Set task
Skip the pictures, please, and write out exactly the lines from the opening of the data through the line containing "URL for them.</p>".

Information provided
※

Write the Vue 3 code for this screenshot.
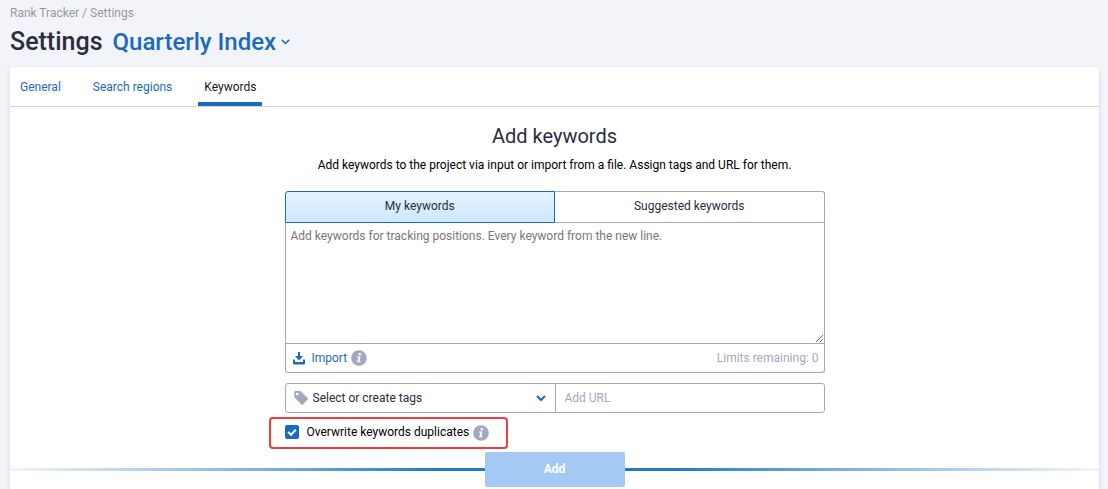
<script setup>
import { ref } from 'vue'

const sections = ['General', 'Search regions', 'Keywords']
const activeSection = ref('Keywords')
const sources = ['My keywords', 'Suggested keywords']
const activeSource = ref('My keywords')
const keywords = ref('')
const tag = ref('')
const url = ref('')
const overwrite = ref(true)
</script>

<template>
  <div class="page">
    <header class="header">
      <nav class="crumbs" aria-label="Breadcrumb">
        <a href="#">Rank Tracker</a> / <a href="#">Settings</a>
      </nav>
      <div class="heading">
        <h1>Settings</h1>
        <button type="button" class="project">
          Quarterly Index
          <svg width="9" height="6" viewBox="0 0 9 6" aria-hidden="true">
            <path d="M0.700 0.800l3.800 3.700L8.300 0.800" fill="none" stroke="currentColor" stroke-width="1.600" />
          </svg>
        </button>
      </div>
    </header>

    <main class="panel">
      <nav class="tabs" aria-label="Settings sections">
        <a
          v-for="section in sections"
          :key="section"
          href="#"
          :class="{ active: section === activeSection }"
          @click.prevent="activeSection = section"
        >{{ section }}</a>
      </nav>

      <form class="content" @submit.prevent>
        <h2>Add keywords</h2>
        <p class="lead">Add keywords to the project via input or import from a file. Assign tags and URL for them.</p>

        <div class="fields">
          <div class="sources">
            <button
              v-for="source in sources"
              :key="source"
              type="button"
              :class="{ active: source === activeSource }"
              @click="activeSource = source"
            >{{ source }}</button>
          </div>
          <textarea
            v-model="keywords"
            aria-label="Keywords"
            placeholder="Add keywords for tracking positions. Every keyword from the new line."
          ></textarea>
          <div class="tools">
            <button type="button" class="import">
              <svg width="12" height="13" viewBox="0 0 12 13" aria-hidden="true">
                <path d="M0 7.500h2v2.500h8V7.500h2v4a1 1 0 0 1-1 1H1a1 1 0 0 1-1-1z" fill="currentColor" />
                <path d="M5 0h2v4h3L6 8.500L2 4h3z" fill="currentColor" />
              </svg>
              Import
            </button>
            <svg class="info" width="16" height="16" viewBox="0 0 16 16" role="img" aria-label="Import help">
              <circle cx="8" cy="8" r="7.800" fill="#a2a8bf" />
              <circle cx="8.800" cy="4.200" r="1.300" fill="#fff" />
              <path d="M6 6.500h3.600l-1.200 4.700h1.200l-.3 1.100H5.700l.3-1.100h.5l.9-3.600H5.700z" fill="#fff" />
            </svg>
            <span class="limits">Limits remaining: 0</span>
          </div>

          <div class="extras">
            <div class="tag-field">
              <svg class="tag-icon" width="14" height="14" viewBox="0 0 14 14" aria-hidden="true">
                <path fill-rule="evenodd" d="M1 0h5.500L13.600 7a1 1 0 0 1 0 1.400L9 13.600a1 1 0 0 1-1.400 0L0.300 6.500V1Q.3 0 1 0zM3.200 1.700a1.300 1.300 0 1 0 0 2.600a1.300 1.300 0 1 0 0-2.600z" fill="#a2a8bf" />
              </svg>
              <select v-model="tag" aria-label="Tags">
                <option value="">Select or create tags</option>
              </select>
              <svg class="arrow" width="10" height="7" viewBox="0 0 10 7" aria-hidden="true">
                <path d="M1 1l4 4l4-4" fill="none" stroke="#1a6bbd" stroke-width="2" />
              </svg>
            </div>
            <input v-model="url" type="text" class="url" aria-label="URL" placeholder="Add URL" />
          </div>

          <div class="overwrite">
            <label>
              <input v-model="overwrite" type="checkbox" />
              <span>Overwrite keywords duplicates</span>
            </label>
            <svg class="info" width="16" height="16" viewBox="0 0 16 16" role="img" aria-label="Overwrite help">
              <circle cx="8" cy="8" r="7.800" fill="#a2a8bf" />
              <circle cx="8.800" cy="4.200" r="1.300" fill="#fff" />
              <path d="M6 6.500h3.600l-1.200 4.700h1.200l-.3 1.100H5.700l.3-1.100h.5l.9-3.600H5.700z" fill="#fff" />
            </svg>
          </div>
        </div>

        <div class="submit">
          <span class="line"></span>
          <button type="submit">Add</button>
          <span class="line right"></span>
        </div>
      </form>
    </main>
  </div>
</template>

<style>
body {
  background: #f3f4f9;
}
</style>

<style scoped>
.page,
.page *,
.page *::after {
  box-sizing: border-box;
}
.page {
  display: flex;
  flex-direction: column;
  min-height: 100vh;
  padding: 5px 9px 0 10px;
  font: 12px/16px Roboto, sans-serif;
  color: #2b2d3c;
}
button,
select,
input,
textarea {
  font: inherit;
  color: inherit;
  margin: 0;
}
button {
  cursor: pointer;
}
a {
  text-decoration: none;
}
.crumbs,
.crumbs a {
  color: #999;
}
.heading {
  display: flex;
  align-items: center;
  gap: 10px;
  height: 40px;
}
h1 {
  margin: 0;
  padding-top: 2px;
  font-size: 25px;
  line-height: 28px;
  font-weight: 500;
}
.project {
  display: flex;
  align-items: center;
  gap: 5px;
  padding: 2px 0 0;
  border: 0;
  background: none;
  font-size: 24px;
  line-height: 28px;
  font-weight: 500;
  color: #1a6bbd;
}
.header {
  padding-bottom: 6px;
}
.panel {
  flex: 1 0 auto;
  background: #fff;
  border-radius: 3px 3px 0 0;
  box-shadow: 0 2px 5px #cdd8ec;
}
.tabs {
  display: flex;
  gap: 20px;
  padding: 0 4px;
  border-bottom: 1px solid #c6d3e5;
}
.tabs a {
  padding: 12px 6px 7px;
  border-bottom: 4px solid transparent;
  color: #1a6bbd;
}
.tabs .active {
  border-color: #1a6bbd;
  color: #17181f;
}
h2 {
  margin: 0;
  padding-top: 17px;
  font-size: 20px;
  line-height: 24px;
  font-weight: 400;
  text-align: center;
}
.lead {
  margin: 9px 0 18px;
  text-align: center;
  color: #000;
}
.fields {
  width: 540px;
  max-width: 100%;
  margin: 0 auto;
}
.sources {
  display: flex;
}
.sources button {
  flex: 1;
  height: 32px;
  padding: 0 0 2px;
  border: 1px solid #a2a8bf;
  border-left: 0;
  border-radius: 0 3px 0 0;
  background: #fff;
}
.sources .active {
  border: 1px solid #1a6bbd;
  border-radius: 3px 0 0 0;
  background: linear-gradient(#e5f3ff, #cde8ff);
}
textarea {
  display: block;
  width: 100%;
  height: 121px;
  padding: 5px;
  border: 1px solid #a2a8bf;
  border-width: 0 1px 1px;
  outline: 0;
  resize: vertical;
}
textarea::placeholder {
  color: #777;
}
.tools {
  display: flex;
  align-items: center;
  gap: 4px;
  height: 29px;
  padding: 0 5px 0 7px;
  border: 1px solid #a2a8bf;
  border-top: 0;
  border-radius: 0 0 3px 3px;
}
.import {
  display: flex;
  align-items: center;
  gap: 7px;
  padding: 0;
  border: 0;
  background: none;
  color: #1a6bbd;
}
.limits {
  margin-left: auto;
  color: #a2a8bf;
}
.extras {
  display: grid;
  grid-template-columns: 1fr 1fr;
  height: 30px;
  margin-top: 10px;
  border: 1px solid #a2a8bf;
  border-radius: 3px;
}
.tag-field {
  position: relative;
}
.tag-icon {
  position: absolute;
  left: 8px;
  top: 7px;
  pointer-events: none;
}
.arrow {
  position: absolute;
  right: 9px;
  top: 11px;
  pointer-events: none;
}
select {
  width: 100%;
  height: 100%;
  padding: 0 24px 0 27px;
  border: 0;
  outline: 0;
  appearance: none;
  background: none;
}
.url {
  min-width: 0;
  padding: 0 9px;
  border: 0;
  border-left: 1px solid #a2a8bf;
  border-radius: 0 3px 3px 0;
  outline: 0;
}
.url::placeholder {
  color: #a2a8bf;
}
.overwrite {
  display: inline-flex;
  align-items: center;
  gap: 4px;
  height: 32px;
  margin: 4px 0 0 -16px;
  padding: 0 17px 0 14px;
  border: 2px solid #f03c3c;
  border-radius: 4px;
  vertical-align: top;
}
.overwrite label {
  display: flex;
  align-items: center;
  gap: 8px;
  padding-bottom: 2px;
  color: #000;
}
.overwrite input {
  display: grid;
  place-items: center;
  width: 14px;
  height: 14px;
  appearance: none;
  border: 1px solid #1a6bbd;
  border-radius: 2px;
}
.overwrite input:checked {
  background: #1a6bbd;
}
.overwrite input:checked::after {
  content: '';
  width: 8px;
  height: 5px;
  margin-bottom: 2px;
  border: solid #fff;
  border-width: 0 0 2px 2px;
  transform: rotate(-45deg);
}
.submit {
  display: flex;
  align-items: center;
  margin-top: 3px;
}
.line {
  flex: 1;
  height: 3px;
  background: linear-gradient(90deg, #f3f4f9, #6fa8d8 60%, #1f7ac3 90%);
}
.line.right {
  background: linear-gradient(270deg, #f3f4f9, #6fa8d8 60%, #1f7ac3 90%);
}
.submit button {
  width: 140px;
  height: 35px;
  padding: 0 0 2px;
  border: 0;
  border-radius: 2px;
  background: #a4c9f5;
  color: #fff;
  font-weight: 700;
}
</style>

※

Full answer
Write the Vue 3 code for this screenshot.
<script setup>
import { ref } from 'vue'

const sections = ['General', 'Search regions', 'Keywords']
const activeSection = ref('Keywords')
const sources = ['My keywords', 'Suggested keywords']
const activeSource = ref('My keywords')
const keywords = ref('')
const tag = ref('')
const url = ref('')
const overwrite = ref(true)
</script>

<template>
  <div class="page">
    <header class="header">
      <nav class="crumbs" aria-label="Breadcrumb">
        <a href="#">Rank Tracker</a> / <a href="#">Settings</a>
      </nav>
      <div class="heading">
        <h1>Settings</h1>
        <button type="button" class="project">
          Quarterly Index
          <svg width="9" height="6" viewBox="0 0 9 6" aria-hidden="true">
            <path d="M0.700 0.800l3.800 3.700L8.300 0.800" fill="none" stroke="currentColor" stroke-width="1.600" />
          </svg>
        </button>
      </div>
    </header>

    <main class="panel">
      <nav class="tabs" aria-label="Settings sections">
        <a
          v-for="section in sections"
          :key="section"
          href="#"
          :class="{ active: section === activeSection }"
          @click.prevent="activeSection = section"
        >{{ section }}</a>
      </nav>

      <form class="content" @submit.prevent>
        <h2>Add keywords</h2>
        <p class="lead">Add keywords to the project via input or import from a file. Assign tags and URL for them.</p>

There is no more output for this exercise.